Conduzir a partir de Marte
A empresa também desenvolveu o novo ‘XLuna’ para um veículo de demonstração do rover da ESA ExoMars. Isto permite que software essencial e não essencial funcionem lado a lado no mesmo processador, em lugar de cada função exigir o seu próprio processador.
Um rover transporta software complexo, parte do qual controla os aspectos científicos e parte do qual gere as operações básicas do veículo.
“É vital que o software que tira uma foto não interfira com o software que controla o rover, de outro modo poderíamos perder tudo,” explica Luís Gargaté.
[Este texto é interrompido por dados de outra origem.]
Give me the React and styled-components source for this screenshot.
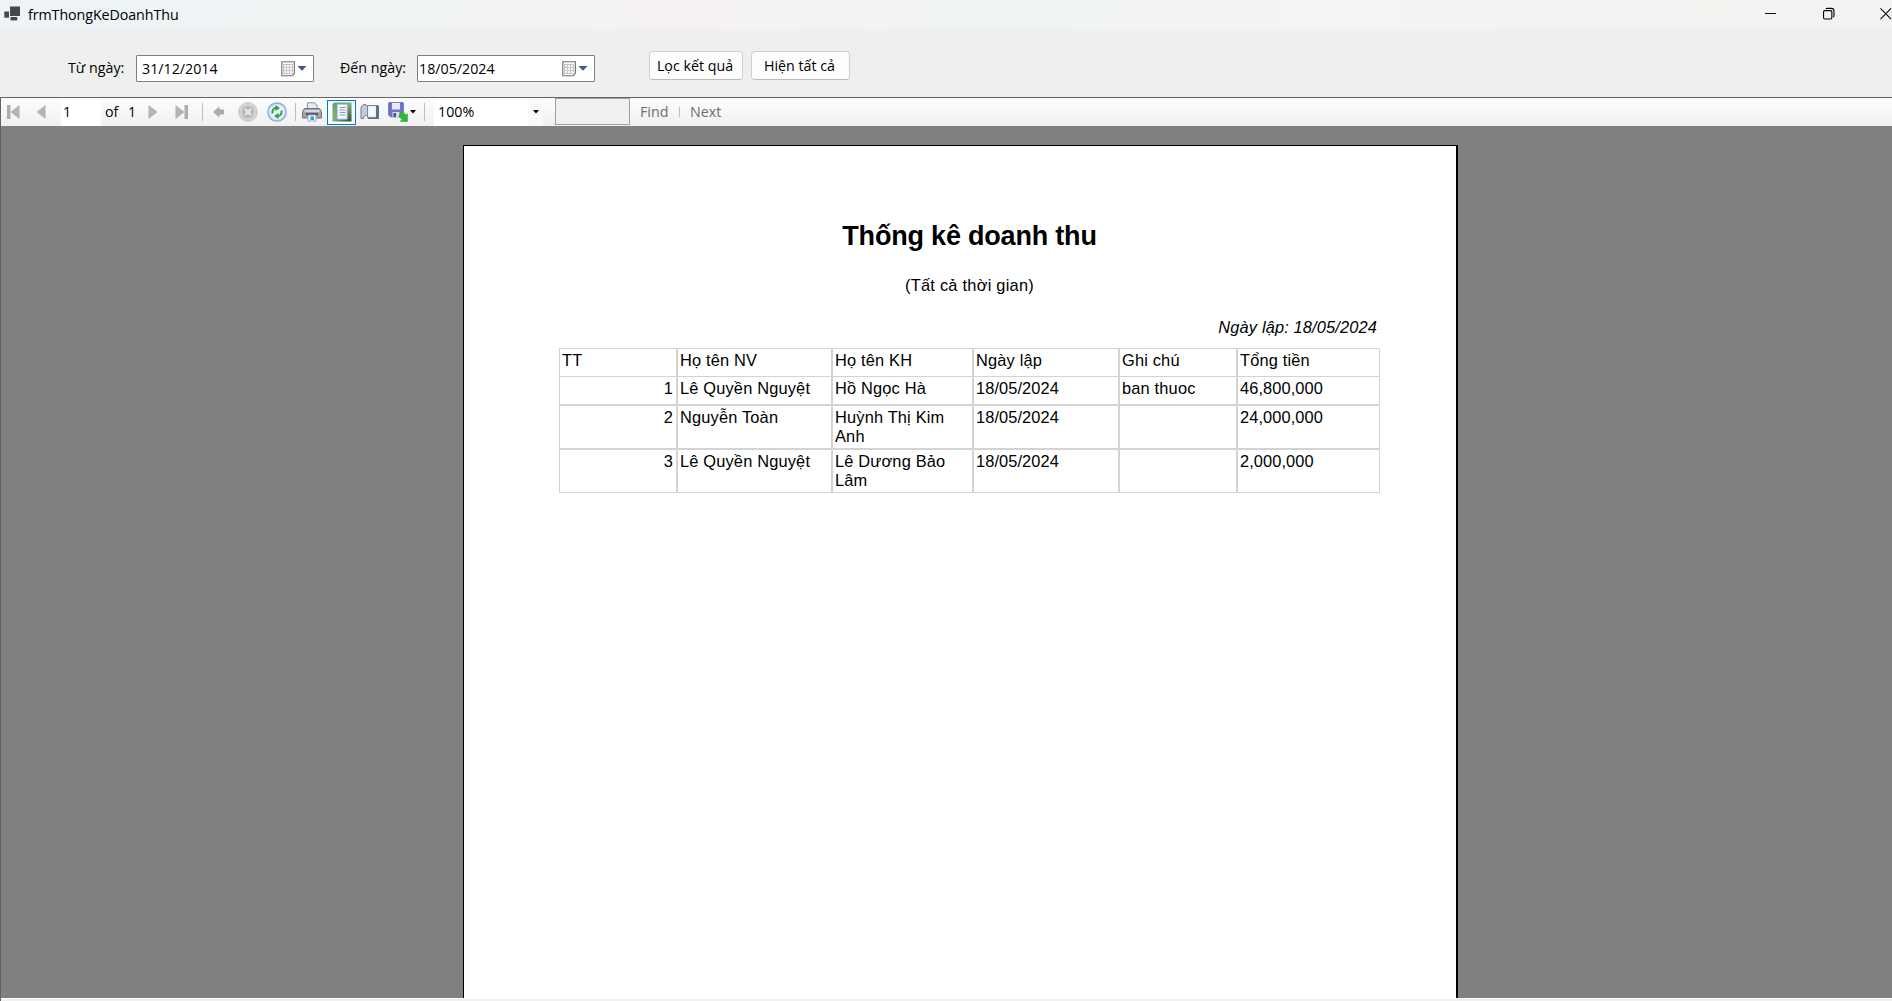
import React from "react";
import styled, { createGlobalStyle } from "styled-components";

const Global = createGlobalStyle`
  * { box-sizing: border-box; }
  html, body { margin: 0; padding: 0; overflow: hidden; }
  body { background: #f0f0f0; }
`;

const Window = styled.div`
  width: 100vw;
  height: 100vh;
  min-width: 1892px;
  display: flex;
  flex-direction: column;
  overflow: hidden;
  background: #efefef;
  color: #000;
  font: 14.25px/20px "Open Sans", "Noto Sans", sans-serif;
  white-space: nowrap;
  cursor: default;
`;

const TitleBar = styled.header`
  flex: none;
  height: 29px;
  display: flex;
  align-items: flex-start;
  padding: 5px 0 0 4px;
  background: linear-gradient(90deg, #eef3f5 0%, #eef3f4 20%, #f7f2f2 36%, #f0f4f4 52%, #f3f5f2 72%, #f3f2f0 100%);
`;

const Title = styled.span`
  margin-left: 8px;
  letter-spacing: -0.07px;
`;

const WindowButtons = styled.div`
  margin-left: auto;
  display: flex;
  gap: 45.5px;
  padding-top: 2px;
  width: 127px;
`;

const Filters = styled.section`
  flex: none;
  height: 68px;
  display: flex;
  align-items: flex-start;
  padding: 22px 0 0 68px;
`;

const FieldLabel = styled.label`
  width: ${(p) => p.$width}px;
  padding-top: 7px;
`;

const DateBox = styled.div`
  width: 178px;
  height: 27px;
  margin: 4px ${(p) => p.$after}px 0 0;
  padding: 0 6px 0 ${(p) => p.$inset}px;
  display: flex;
  align-items: center;
  background: #fff;
  border: 1px solid #7f7f7f;
  border-radius: 1px;
`;

const DateValue = styled.span`
  flex: 1;
`;

const PushButton = styled.button`
  width: ${(p) => p.$width}px;
  height: 29px;
  margin: 0 8px 0 0;
  padding: 0 2px 0 0;
  border: 1px solid #d0d0d0;
  border-bottom-color: #bcbcbc;
  border-radius: 4px;
  background: #fdfdfd;
  color: #000;
  font: inherit;
`;

const Viewer = styled.main`
  flex: 1;
  min-height: 0;
  display: flex;
  flex-direction: column;
  border-top: 1px solid #646464;
  border-left: 1px solid #646464;
`;

const Toolbar = styled.nav`
  flex: none;
  height: 28px;
  display: flex;
  align-items: center;
  background: linear-gradient(#fdfdfd, #f0f0f0);
`;

const Tool = styled.span`
  flex: none;
  display: flex;
  align-items: center;
  justify-content: center;
  width: ${(p) => p.$width || 20}px;
  height: 25px;
  margin-left: ${(p) => p.$gap || 0}px;
  border: ${(p) => (p.$active ? "1px solid #0078d7" : "0")};
  background: ${(p) => (p.$active ? "#fbfcfe" : "transparent")};
`;

const Divider = styled.i`
  flex: none;
  width: 1px;
  height: ${(p) => p.$height || 18}px;
  margin-left: ${(p) => p.$gap}px;
  background: #bdbdbd;
`;

const ToolText = styled.span`
  flex: none;
  width: ${(p) => p.$width}px;
  margin-left: ${(p) => p.$gap}px;
  color: ${(p) => (p.$muted ? "#6d6d6d" : "#000")};
`;

const PageInput = styled.div`
  flex: none;
  width: 40px;
  height: 28px;
  margin-left: 13px;
  padding: 4px 0 0 2px;
  background: #fff;
`;

const Zoom = styled.div`
  flex: none;
  display: flex;
  align-items: center;
  justify-content: space-between;
  width: 109px;
  height: 28px;
  margin-left: 9px;
  padding: 0 4px;
  background: linear-gradient(90deg, #fff 94px, #fafafa 94px);
`;

const SearchBox = styled.div`
  flex: none;
  width: 75px;
  height: 27px;
  margin-left: 12px;
  align-self: flex-start;
  background: #f0f0f0;
  border: 1px solid #a0a0a0;
`;

const Desk = styled.div`
  flex: 1;
  min-height: 0;
  overflow: hidden;
  display: flex;
  padding: 19px 0 0 462px;
  background: #808080;
`;

const Footer = styled.div`
  flex: none;
  height: 3px;
  background: #f0f0f0;
  border-top: 1px solid #fff;
`;

const Paper = styled.article`
  flex: none;
  width: 995px;
  height: 1200px;
  padding: 72px 76px 0 95px;
  background: #fff;
  border: 1px solid #000;
  border-right-width: 2px;
  font: 16.4px/19px "Liberation Sans", Arial, sans-serif;
`;

const ReportTitle = styled.h1`
  margin: 0;
  text-align: center;
  font-size: 27px;
  line-height: 36px;
  font-weight: 700;
  letter-spacing: -0.2px;
`;

const Period = styled.p`
  margin: 21px 0 0;
  text-align: center;
  line-height: 20px;
  letter-spacing: 0.25px;
`;

const Issued = styled.p`
  margin: 22px 3px 0 0;
  text-align: right;
  font-style: italic;
  line-height: 20px;
  letter-spacing: 0.14px;
`;

const Table = styled.div`
  display: grid;
  width: 821px;
  margin-top: 11px;
  grid-template-columns: 118px 155px 141px 146px 118px 142px;
  grid-template-rows: 28px 29px 44px 43px;
  border-top: 1px solid #d3d3d3;
  border-left: 1px solid #d3d3d3;
`;

const Cell = styled.div`
  padding: 2px 3px 0 2px;
  text-align: ${(p) => (p.$right ? "right" : "left")};
  white-space: normal;
  letter-spacing: ${(p) => (p.$numeric ? 0.09 : 0.17)}px;
  border-style: solid;
  border-color: #d3d3d3;
  border-width: 0 ${(p) => (p.$last ? 1 : 2)}px ${(p) => (p.$thin ? 1 : 2)}px 0;
`;

const header = ["TT", "Họ tên NV", "Họ tên KH", "Ngày lập", "Ghi chú", "Tổng tiền"];
const rows = [
  ["1", "Lê Quyền Nguyệt", "Hồ Ngọc Hà", "18/05/2024", "ban thuoc", "46,800,000"],
  ["2", "Nguyễn Toàn", "Huỳnh Thị Kim Anh", "18/05/2024", "", "24,000,000"],
  ["3", "Lê Quyền Nguyệt", "Lê Dương Bảo Lâm", "18/05/2024", "", "2,000,000"],
];

const AppIcon = () => (
  <svg width="16" height="16" viewBox="0 0 16 16">
    <path fill="#484848" d="M6 1.500h10v9.500H6z" />
    <path fill="#484848" d="M.3 6.500H5v6.200H.3z" />
    <path fill="#484848" d="M6.500 12h6.700v3.400H6.500z" />
  </svg>
);

const CalendarIcon = () => (
  <svg width="26" height="16" viewBox="0 0 26 16">
    <path d="M.8.8h12.600v11.400l-2 2.500H.8z" fill="#faf8f7" stroke="#77706e" strokeWidth="1.100" />
    <path d="M13.600 12l-2.200 3v-3z" fill="#a9a2a0" />
    <path d="M2.500 3.500h9M2.500 6.500h9M2.500 9.500h9M2.500 12.500h8M2.500 3v10M5.500 3v10M8.500 3v10M11.500 3v8" stroke="#c3c7cd" fill="none" />
    <path d="M16.500 5h9L21 9.800z" fill="#44598a" />
  </svg>
);

const Arrow = ({ flip, bar }) => (
  <svg width="14" height="16" viewBox="0 0 14 16">
    <g transform={flip ? "translate(14 0) scale(-1 1)" : undefined}>
      <path d={bar ? "M13.500 1v14L4.500 8z" : "M11.500 1v14L2.500 8z"} fill="#b4b4b4" />
      {bar && <path d="M1 1h3.500v14H1z" fill="#aeaeae" />}
    </g>
  </svg>
);

const BackIcon = () => (
  <svg width="12" height="12" viewBox="0 0 12 12">
    <path d="M0 6l6.500-5.500v3H11v5H6.500v3z" fill="#ababab" />
  </svg>
);

const StopIcon = () => (
  <svg width="20" height="20" viewBox="0 0 20 20">
    <circle cx="10" cy="10" r="9.300" fill="#d4d4d4" stroke="#c2c2c2" />
    <circle cx="10" cy="10" r="6.300" fill="#bababa" />
    <path d="M7 7l6 6M13 7l-6 6" stroke="#e8e8e8" strokeWidth="2.200" />
  </svg>
);

const RefreshIcon = () => (
  <svg width="20" height="20" viewBox="0 0 20 20">
    <circle cx="10" cy="10" r="9.200" fill="#cfe0f6" stroke="#86a8d8" strokeWidth="1.200" />
    <circle cx="10" cy="10" r="7" fill="#eaf3fc" />
    <path d="M5.500 11.500C5 8 6.500 6.200 9 6M14.500 8.500C15 12 13.500 13.800 11 14" fill="none" stroke="#2fa336" strokeWidth="2" />
    <path d="M8.500 3l4.500 3-4.500 3zM11.500 17L7 14l4.500-3z" fill="#2fa336" />
  </svg>
);

const PrinterIcon = () => (
  <svg width="20" height="20" viewBox="0 0 20 20">
    <path d="M5.500 8V.8h7l2.500 2.400V8z" fill="#e4edf7" stroke="#8295a8" />
    <path d="M2.500 6.500h15l2 3v6.500H.5V9.500z" fill="#a2a4a8" stroke="#6d7075" />
    <path d="M2.500 8h15v2h-15z" fill="#d6d8db" />
    <path d="M4 11h12v2.500H4z" fill="#55585e" />
    <path d="M6 13h8v6H6z" fill="#f3f9ff" stroke="#8bb2d6" />
    <path d="M8.500 14.500H12v3.500H8.500z" fill="#3d98d8" />
  </svg>
);

const LayoutIcon = () => (
  <svg width="20" height="20" viewBox="0 0 20 20">
    <defs>
      <linearGradient id="cover" x1="0" y1="0" x2="1" y2="1">
        <stop offset="0" stopColor="#6f9f72" />
        <stop offset="0.5" stopColor="#7fae82" />
        <stop offset="1" stopColor="#2a4a34" />
      </linearGradient>
    </defs>
    <path d="M2 .5h17.500v19H.5V2z" fill="url(#cover)" />
    <path d="M5.500 2.500h9.500v14.500H5.500z" fill="#f5f9ff" stroke="#b9cbe0" />
    <path d="M7.500 5.500h6M7.500 8h6M7.500 10.500h6M7.500 13h6" stroke="#8a9ac0" />
  </svg>
);

const SetupIcon = () => (
  <svg width="20" height="18" viewBox="0 0 20 18">
    <path d="M1 15.500V6c0-3 1.500-4.500 4-4.500L7.500 3v10c-1.500-1-3-.5-3.500.5l-.5 2z" fill="#c3ccd8" stroke="#737d8a" />
    <path d="M7.500 2.500H18v12.300H7.500z" fill="#e3eefa" stroke="#7c8795" />
    <path d="M16 3h3v13H8v-1.500h8z" fill="#616f86" />
    <path d="M9.500 4h5.500v9H9.500z" fill="#f4faff" />
  </svg>
);

const SaveIcon = () => (
  <svg width="20" height="20" viewBox="0 0 20 20">
    <path d="M.8.8h14.400v14H2.500L.8 13z" fill="#7074cc" stroke="#5659ae" />
    <path d="M4 1h8v6.500H4z" fill="#e8ebf8" />
    <path d="M4.500 10h7v5h-7z" fill="#d8dbe8" />
    <path d="M5.500 11H8v4H5.500z" fill="#4a4e84" />
    <path d="M11.500 11.500l2.500-2 3 3 2-.5v7.500H11.500l2-2-3-3z" transform="translate(.5 0)" fill="#30b83a" stroke="#22a02c" strokeWidth=".5" />
  </svg>
);

const Caret = () => (
  <svg width="6" height="4" viewBox="0 0 6 4">
    <path d="M0 0h6L3 3.500z" fill="#000" />
  </svg>
);

const MinimizeIcon = () => (
  <svg width="13" height="13" viewBox="0 0 13 13">
    <path d="M0 6.500h12" stroke="#000" />
  </svg>
);

const RestoreIcon = () => (
  <svg width="13" height="13" viewBox="0 0 13 13">
    <rect x=".6" y="3.400" width="9" height="9" rx="1.300" fill="none" stroke="#000" strokeWidth="1.200" />
    <path d="M3 1.600C3.500 1.100 4 1 5 1h4c2 0 2.900 1 2.900 3v4.400c0 1-.2 1.500-.7 2" fill="none" stroke="#000" strokeWidth="1.200" />
  </svg>
);

const CloseIcon = () => (
  <svg width="13" height="13" viewBox="0 0 13 13">
    <path d="M.5 1l11.500 11.500M12 1L.5 12.500" stroke="#000" strokeWidth="1.100" />
  </svg>
);

export default function App() {
  return (
    <Window>
      <Global />
      <TitleBar>
        <AppIcon />
        <Title>frmThongKeDoanhThu</Title>
        <WindowButtons>
          <MinimizeIcon />
          <RestoreIcon />
          <CloseIcon />
        </WindowButtons>
      </TitleBar>
      <Filters>
        <FieldLabel $width={68}>Từ ngày:</FieldLabel>
        <DateBox $after={26} $inset={5}>
          <DateValue>31/12/2014</DateValue>
          <CalendarIcon />
        </DateBox>
        <FieldLabel $width={77}>Đến ngày:</FieldLabel>
        <DateBox $after={54} $inset={1}>
          <DateValue>18/05/2024</DateValue>
          <CalendarIcon />
        </DateBox>
        <PushButton $width={94}>Lọc kết quả</PushButton>
        <PushButton $width={99}>Hiện tất cả</PushButton>
      </Filters>
      <Viewer>
        <Toolbar>
          <Tool $width={14} $gap={5}><Arrow bar /></Tool>
          <Tool $width={14} $gap={14}><Arrow /></Tool>
          <PageInput>1</PageInput>
          <ToolText $gap={4} $width={24}>of</ToolText>
          <ToolText $gap={-1} $width={12}>1</ToolText>
          <Tool $width={14} $gap={6}><Arrow flip /></Tool>
          <Tool $width={14} $gap={15}><Arrow bar flip /></Tool>
          <Divider $gap={13} />
          <Tool $width={12} $gap={10}><BackIcon /></Tool>
          <Tool $gap={13}><StopIcon /></Tool>
          <Tool $gap={9}><RefreshIcon /></Tool>
          <Divider $gap={8} />
          <Tool $gap={6}><PrinterIcon /></Tool>
          <Tool $width={29} $gap={5} $active><LayoutIcon /></Tool>
          <Tool $gap={4}><SetupIcon /></Tool>
          <Tool $gap={8}><SaveIcon /></Tool>
          <Tool $width={6} $gap={2}><Caret /></Tool>
          <Divider $gap={8} />
          <Zoom>
            <span>100%</span>
            <Caret />
          </Zoom>
          <SearchBox />
          <ToolText $gap={10} $width={28} $muted>Find</ToolText>
          <Divider $gap={11} $height={10} />
          <ToolText $gap={10} $width={34} $muted>Next</ToolText>
        </Toolbar>
        <Desk>
          <Paper>
            <ReportTitle>Thống kê doanh thu</ReportTitle>
            <Period>(Tất cả thời gian)</Period>
            <Issued>Ngày lập: 18/05/2024</Issued>
            <Table>
              {[header, ...rows].map((row, r) =>
                row.map((text, c) => (
                  <Cell
                    key={`${r}-${c}`}
                    $right={r > 0 && c === 0}
                    $numeric={r > 0 && (c === 3 || c === 5)}
                    $last={c === 5}
                    $thin={r === 0 || r === 3}
                  >
                    {text}
                  </Cell>
                ))
              )}
            </Table>
          </Paper>
        </Desk>
        <Footer />
      </Viewer>
    </Window>
  );
}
Ao separar as funções, de forma a que possam co-existir no mesmo processador, é possível reduzir a quantidade de computadores a bordo – vital no espaço, onde cada grama conta.
Este pode ser outro caso de uma spin-off do espaço para o mundo automóvel. A empresa já recebeu pedidos de adaptação do XLuna a aplicações automóveis, como a eCall, uma iniciativa da UE para equipar todos os carros novos, até 2018, com um equipamento wireless que envia automaticamente um sinal de perigo para os serviços de emergência, em caso de acidente, reduzindo o tempo de resposta e salvando vidas.
O XLuna permitiria que o software eCall partilhasse o mesmo hardware do Sistema de entretenimento, sem comprometer as funções de segurança do eCall.
“Não queremos que o sistema de som impeça o carro de chamar uma ambulância em caso de acidente,” diz o responsável da Critical Software.
Olhando para o futuro, enquanto nos preparamos para trocar o volante por estradas sem condutor, poderemos dar por nós num carro que se conduz sozinho, usando um software aperfeiçoado para um rover marciano.